Have a Bite of Chocolate
Chocolate has long been a favorite comfort food for many, and there’s good reason why. Researchers say eating dark chocolate can change your brain wave frequency, providing benefits in memory improvement and stress reduction. Indulging in just 1.4 ounces of dark chocolate a day for two weeks reduces levels of the stress hormone cortisol, as well as the “fight or flight” hormones, in overly stressed or anxious people, as well as in healthy individuals. High cacao dark chocolate may also be beneficial in improving mood, boosting immunity, and lowering inflammation. This is all due to its antioxidants, flavanols, and of course, taste!
Write in a Journal
Set aside time to journal each day, even if its only 5 to 10 minutes. Journaling is a great way to relax and reduce stress, because it gets out feelings and thoughts in much the same manner as a therapy session would. Writing things down can help in sorting out ideas so they are less overwhelming, and in problem solving to find solutions. Journaling can also be used to focus on things that make you happy, things you are grateful for, which in turn helps you to look on the brighter side and focus less on troubles.
Enjoy a Sunset
Observing a sunset is the perfect way to unwind and practice mindfulness.
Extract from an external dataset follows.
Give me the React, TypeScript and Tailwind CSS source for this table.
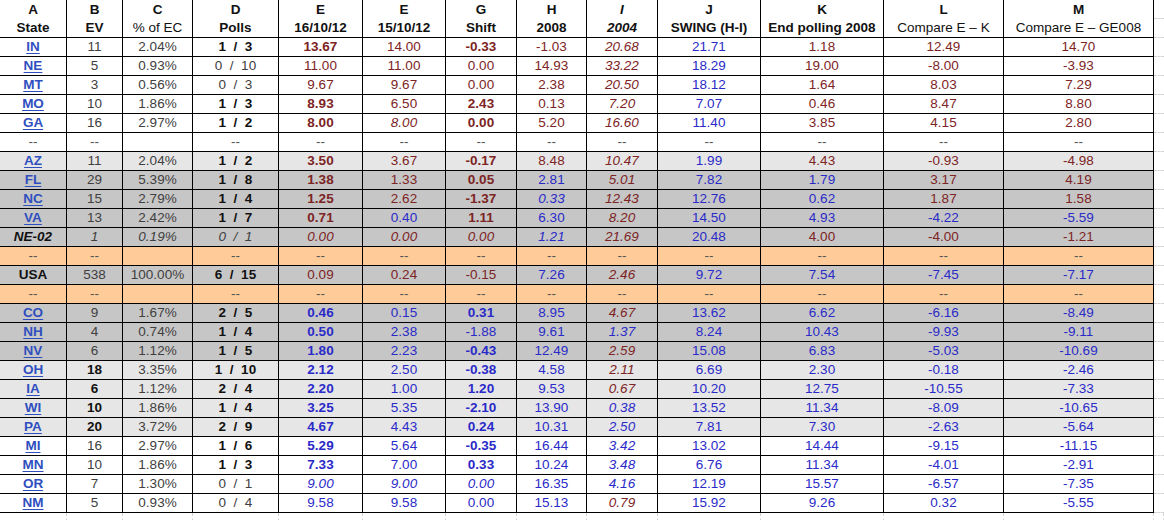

Watching the unique colors and patterns as the sun disappears into the horizon creates a meditative state that clears the mind. Research shows that sunsets have psychological effects that relieve stress and yield long-lasting satisfaction of life. So next time you’re having a rough day, drive to your favorite spot and watch your worries fade away.
Take a Bath
When was the last time you filled up your tub? A long soak in warm water can aid in releasing muscle tension and calming the mind. Turn on some soothing instrumentals. Light a few candles (or use flameless). Add a few drops of a calming Essential Oil (try Lavender or Rose). Pour in Epsom Salts and/or Bubble Bath. And just relax . . .
Practice Good Sleep Habits
When was the last time you woke up feeling refreshed and well-rested? A good night’s sleep is crucial for good health, optimal performance, and feeling your best. The best way to ensure a restful night is by building and practicing good sleep habits. Avoiding caffeine, heavy meals, or alcohol within 3 hours of bedtime will make sleep easier. Try going to bed and waking up at the same time every day, even during holidays and weekends. Keep the room temperature cool and comfortable, as lower temperatures are more conducive to sleep; some find that keeping a fan on low helps. Keep the room quiet, dark, and comfortable. For some, a sound machine with white noise, or turning on relaxing instrumentals, can help filter out stressful thoughts that prevent or disrupt sleep. Lastly, aim for 6-8 hours of quality sleep each night. Creating a bedtime routine, no matter how simple or elaborate, will signal your body and brain that it is time to relax and unwind.
For more information about good sleep, view this advice from the Sleep Health Foundation.
Engaging in a self-care routine has been clinically proven to reduce or eliminate anxiety and depression, reduce stress, improve concentration, minimize frustration and anger, increase happiness, improve energy, and more.
Just take your time, & take good care of you.